First passage time properties of diffusion with a broad class of stochastic diffusion coefficients

Abstract

This study investigates the first passage time (FPT) properties of particles with a broad class of positive stochastic diffusion coefficients (DCs), representing diffusion in heterogeneous environments or of particles with conformational fluctuations. We demonstrate that for diffusion in a one-dimensional semi-infinite domain with an absorbing boundary, particles will eventually reach the absorbing boundary with probability one. We also show that a stochastic DC provides higher transport efficiency in an early arrival of particles at the boundary than would be expected under diffusion whose DC is the ensemble average of the stochastic DC. Furthermore, a stochastic DC with a larger supremum exhibits a more efficient transport even if ensemble averages are the same. For ergodic DCs, we show three more properties: the mean FPT diverges, the enhancement of early-arrival efficiency diminishes over long times, and the FPT distribution converges to a Lévy-Smirnov distribution in the long-time limit.

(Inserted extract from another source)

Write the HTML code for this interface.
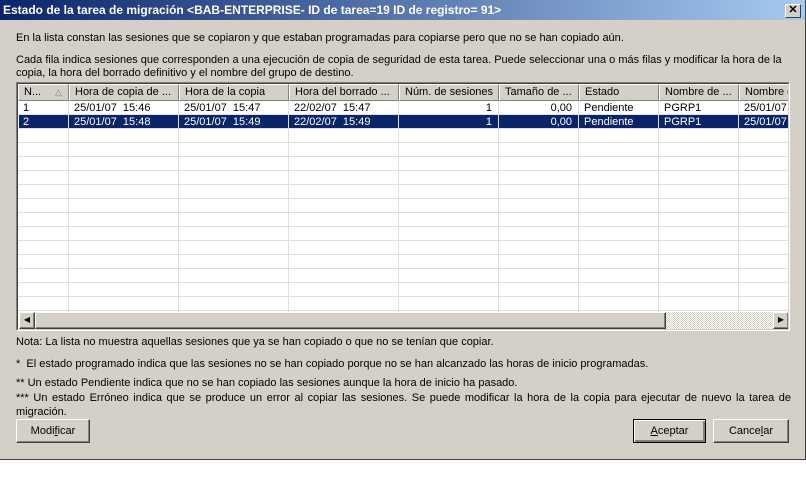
<!DOCTYPE html>
<html><head><meta charset="utf-8"><style>
*{margin:0;padding:0;box-sizing:border-box}
body{width:806px;height:479px;background:#fff;font-family:"Liberation Sans",sans-serif;font-size:11px;color:#000;position:relative;overflow:hidden}
.abs{position:absolute}
#win{left:0;top:0;width:806px;height:460px;background:#d4d0c8;border-right:1px solid #404040;border-bottom:1px solid #404040}
#title{left:0;top:0;width:805px;height:20px;background:linear-gradient(to right,#0a246a,#a6caf0);color:#fff;font-weight:bold;font-size:12px;line-height:20px;padding-left:3px;white-space:nowrap}
#close{left:785px;top:4px;width:16px;height:14px;background:#d4d0c8;border:1px solid;border-color:#fff #404040 #404040 #fff;font-size:11px;font-weight:bold;line-height:11px;text-align:center;color:#000}
.t{white-space:nowrap;font-size:11px}
.n{font-family:"Liberation Sans",sans-serif;font-size:11px;white-space:nowrap}
#list{left:16px;top:82px;width:774px;height:249px;background:#fff;border:1px solid;border-color:#808080 #fff #fff #808080;overflow:hidden}
#list:before{content:"";position:absolute;left:0;top:0;right:0;bottom:0;border:1px solid;border-color:#404040 #d4d0c8 #d4d0c8 #404040;pointer-events:none;z-index:5}
.h{position:absolute;top:1px;height:17px;background:#d4d0c8;border:1px solid;border-color:#fff #808080 #808080 #fff;padding-left:5px;line-height:15px;white-space:nowrap;overflow:hidden}
.vl{position:absolute;top:18px;width:1px;height:230px;background:#e0dfe3}
.hl{position:absolute;left:1px;width:772px;height:1px;background:#e0dfe3}
.c{position:absolute;height:14px;line-height:14px;white-space:nowrap;overflow:hidden;padding-left:5px}
.r{text-align:right;padding-right:6px;padding-left:0}
.sel{position:absolute;left:2px;top:32px;width:770px;height:14px;background:#0a246a}
.btn{position:absolute;height:24px;background:#d4d0c8;border:1px solid;border-color:#fff #404040 #404040 #fff;box-shadow:inset -1px -1px #808080;text-align:center;line-height:22px}
</style></head><body>
<div id="win" class="abs"></div>
<div id="title" class="abs">Estado de la tarea de migración &lt;BAB-ENTERPRISE- ID de tarea=19 ID de registro= 91&gt;</div>
<div id="close" class="abs">✕</div>
<div class="abs t" style="left:16px;top:32px">En la lista constan las sesiones que se copiaron y que estaban programadas para copiarse pero que no se han copiado aún.</div>
<div class="abs t" style="left:16px;top:54px">Cada fila indica sesiones que corresponden a una ejecución de copia de seguridad de esta tarea. Puede seleccionar una o más filas y modificar la hora de la</div>
<div class="abs t" style="left:16px;top:67px">copia, la hora del borrado definitivo y el nombre del grupo de destino.</div>
<div id="list" class="abs">
 <div class="h" style="left:1px;width:51px">N...<span style="position:absolute;left:36px;top:0;color:#808080;font-size:9px">△</span></div>
 <div class="h" style="left:52px;width:110px">Hora de copia de ...</div>
 <div class="h" style="left:162px;width:110px">Hora de la copia</div>
 <div class="h" style="left:272px;width:110px">Hora del borrado ...</div>
 <div class="h" style="left:382px;width:100px">Núm. de sesiones</div>
 <div class="h" style="left:482px;width:80px">Tamaño de ...</div>
 <div class="h" style="left:562px;width:80px">Estado</div>
 <div class="h" style="left:642px;width:80px">Nombre de ...</div>
 <div class="h" style="left:722px;width:60px">Nombre de</div>
 <div class="sel"></div>
 <div class="vl" style="left:51px"></div><div class="vl" style="left:161px"></div><div class="vl" style="left:271px"></div><div class="vl" style="left:381px"></div><div class="vl" style="left:481px"></div><div class="vl" style="left:561px"></div><div class="vl" style="left:641px"></div><div class="vl" style="left:721px"></div>
 <div class="hl" style="top:31px"></div><div class="hl" style="top:45px"></div><div class="hl" style="top:59px"></div><div class="hl" style="top:73px"></div><div class="hl" style="top:87px"></div><div class="hl" style="top:101px"></div><div class="hl" style="top:115px"></div><div class="hl" style="top:129px"></div><div class="hl" style="top:143px"></div><div class="hl" style="top:157px"></div><div class="hl" style="top:171px"></div><div class="hl" style="top:185px"></div><div class="hl" style="top:199px"></div><div class="hl" style="top:213px"></div><div class="hl" style="top:227px"></div>
 <div class="c" style="left:1px;top:18px;width:50px">1</div>
 <div class="c" style="left:52px;top:18px;width:109px">25/01/07&nbsp; 15:46</div>
 <div class="c" style="left:162px;top:18px;width:109px">25/01/07&nbsp; 15:47</div>
 <div class="c" style="left:272px;top:18px;width:109px">22/02/07&nbsp; 15:47</div>
 <div class="c r" style="left:382px;top:18px;width:99px">1</div>
 <div class="c r" style="left:482px;top:18px;width:79px">0,00</div>
 <div class="c" style="left:562px;top:18px;width:79px">Pendiente</div>
 <div class="c" style="left:642px;top:18px;width:79px">PGRP1</div>
 <div class="c" style="left:722px;top:18px;width:60px">25/01/07</div>
 <div style="color:#fff">
 <div class="c" style="left:1px;top:32px;width:50px">2</div>
 <div class="c" style="left:52px;top:32px;width:109px">25/01/07&nbsp; 15:48</div>
 <div class="c" style="left:162px;top:32px;width:109px">25/01/07&nbsp; 15:49</div>
 <div class="c" style="left:272px;top:32px;width:109px">22/02/07&nbsp; 15:49</div>
 <div class="c r" style="left:382px;top:32px;width:99px">1</div>
 <div class="c r" style="left:482px;top:32px;width:79px">0,00</div>
 <div class="c" style="left:562px;top:32px;width:79px">Pendiente</div>
 <div class="c" style="left:642px;top:32px;width:79px">PGRP1</div>
 <div class="c" style="left:722px;top:32px;width:60px">25/01/07</div>
 </div>
 <div style="position:absolute;left:2px;top:229px;width:770px;height:17px;background:repeating-conic-gradient(#d4d0c8 0 25%,#fff 0 50%) 0 0/2px 2px"></div>
 <div class="btn" style="left:2px;top:229px;width:16px;height:17px;line-height:14px;font-size:8px">◀</div>
 <div class="btn" style="left:18px;top:229px;width:631px;height:17px"></div>
 <div class="btn" style="left:756px;top:229px;width:16px;height:17px;line-height:14px;font-size:8px">▶</div>
</div>
<div class="abs n" style="left:16px;top:336px">Nota: La lista no muestra aquellas sesiones que ya se han copiado o que no se tenían que copiar.</div>
<div class="abs n" style="left:16px;top:358px">*&nbsp; El estado programado indica que las sesiones no se han copiado porque no se han alcanzado las horas de inicio programadas.</div>
<div class="abs n" style="left:16px;top:377px">** Un estado Pendiente indica que no se han copiado las sesiones aunque la hora de inicio ha pasado.</div>
<div class="abs n" style="left:16px;top:391px;width:775px;white-space:normal;text-align:justify;line-height:14px;word-spacing:1px">*** Un estado Erróneo indica que se produce un error al copiar las sesiones. Se puede modificar la hora de la copia para ejecutar de nuevo la tarea de migración.</div>
<div class="btn n" style="left:16px;top:419px;width:74px">Modi<u>f</u>icar</div>
<div class="btn n" style="left:633px;top:419px;width:73px;border:1px solid #000;box-shadow:inset 1px 1px #fff,inset -2px -2px #808080"><u>A</u>ceptar</div>
<div class="btn n" style="left:713px;top:419px;width:76px">Cance<u>l</u>ar</div>
</body></html>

These properties are shown to arise from the convergence of the time-averaged DC to the ensemble average, with the convergence speed determined by the DC's fluctuation time scale. We finally discuss the similarities and differences of FPT properties between three-dimensional diffusion outside a spherical absorbing boundary and the one-dimensional diffusion. Our results indicate that fluctuations in DCs may need to be non-Markov and/or non-ergodic to allow efficient transport of particles to distant targets. Our results also suggest that fluctuations in a DC play an important role, for example, in diffusion-limited reactions triggered by single molecules in physics, chemistry, or biology.